Her "ME" meant that "I" had to scroll through our library of digital pictures while under heavy scrutiny and instruction from the Second Little Traveller. She had suddenly switched into Anna Wintour editing the September issue. She slowly perused each photo, discussing what was going to make it on to the page.
"I like the one of me in the rabbit suit", we scrolled back to our days in Libya to find her on the sofa with long pink fluffy ears. As we made our way past Libya and in to Canada she said "Don't print the one of me being a grumpy cowgirl in Calgary." she knew me too well, I love that photo.

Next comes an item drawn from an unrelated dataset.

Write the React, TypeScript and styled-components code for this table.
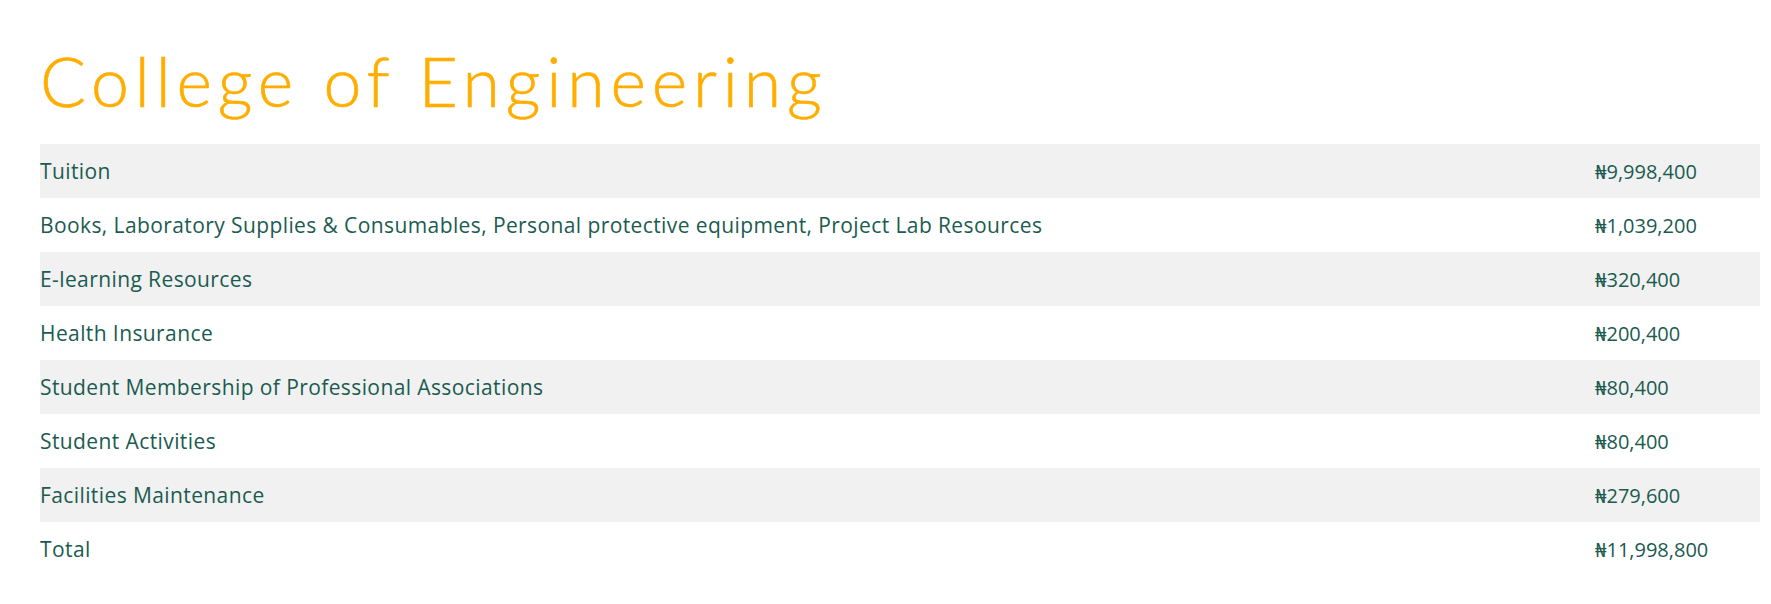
import React from "react";
import styled, { createGlobalStyle } from "styled-components";

const GlobalStyle = createGlobalStyle`
  html, body {
    margin: 0;
    padding: 0;
    background: #ffffff;
  }
  body {
    font-family: "Lato", "Noto Sans", sans-serif;
  }
`;

const Page = styled.main`
  display: flex;
  flex-direction: column;
  padding: 40px 11px 28px 40px;
`;

const Title = styled.h1`
  margin: 0 0 22px 0;
  font-family: "Lato", sans-serif;
  font-weight: 300;
  font-size: 68px;
  line-height: 82px;
  color: #ffae00;
  letter-spacing: 5.8px;
  -webkit-text-stroke: 0.6px #ffae00;
`;

const Table = styled.div`
  display: flex;
  flex-direction: column;
`;

const Row = styled.div<{ $shaded: boolean }>`
  display: grid;
  grid-template-columns: 1fr 165px;
  align-items: center;
  height: 54px;
  background: ${(p) => (p.$shaded ? "#f1f1f1" : "transparent")};
`;

const Cell = styled.span`
  font-family: "Open Sans", "Noto Sans", sans-serif;
  font-size: 21px;
  letter-spacing: 0.4px;
  color: #1b5b50;
  white-space: nowrap;
`;

const Amount = styled(Cell)`
  font-size: 20px;
  letter-spacing: 0;
  font-family: "Open Sans", "Noto Sans", "DejaVu Serif", serif;
`;

const rows: [string, string][] = [
  ["Tuition", "₦9,998,400"],
  [
    "Books, Laboratory Supplies & Consumables, Personal protective equipment, Project Lab Resources",
    "₦1,039,200",
  ],
  ["E-learning Resources", "₦320,400"],
  ["Health Insurance", "₦200,400"],
  ["Student Membership of Professional Associations", "₦80,400"],
  ["Student Activities", "₦80,400"],
  ["Facilities Maintenance", "₦279,600"],
  ["Total", "₦11,998,800"],
];

export default function App() {
  return (
    <>
      <GlobalStyle />
      <Page>
        <Title>College of Engineering</Title>
        <Table>
          {rows.map(([label, amount], i) => (
            <Row key={label} $shaded={i % 2 === 0}>
              <Cell>{label}</Cell>
              <Amount>{amount}</Amount>
            </Row>
          ))}
        </Table>
      </Page>
    </>
  );
}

When WE had enough to cover her "ME" she asked which pictures I would have picked if I had a ME. I scrolled back to the beginning of our digital library which coincidentally begins a month before the birth of the First Little Traveller. I had confirmed my children's suspicions, that I didn't really exist until they came along. There I was, standing on Orchard Road in Singapore, wearing comfortable shoes and bad maternity pants. My one and only digital "ME" before we all became "WE".
There's a box of previous "ME's" in dusty photo albums stored in a cupboard in Australia. The non digital ME, the child ME, the school ME, the single ME, the drunken ME, the sporty ME. The old ME before WE.
As the Second Little Traveller and I looked through the digital photos she said "there's not a lot of photos of just you? How come?" I had to think about it. When did I stop having pictures of "just me". I had a few logical explanations - I was the one taking the photos, or maybe I was just so busy with babies and toddlers there just wasn't time, but when I really thought about it, they were poor excuses. Why were all my ME's now WE's? Should I have been having an identity crisis?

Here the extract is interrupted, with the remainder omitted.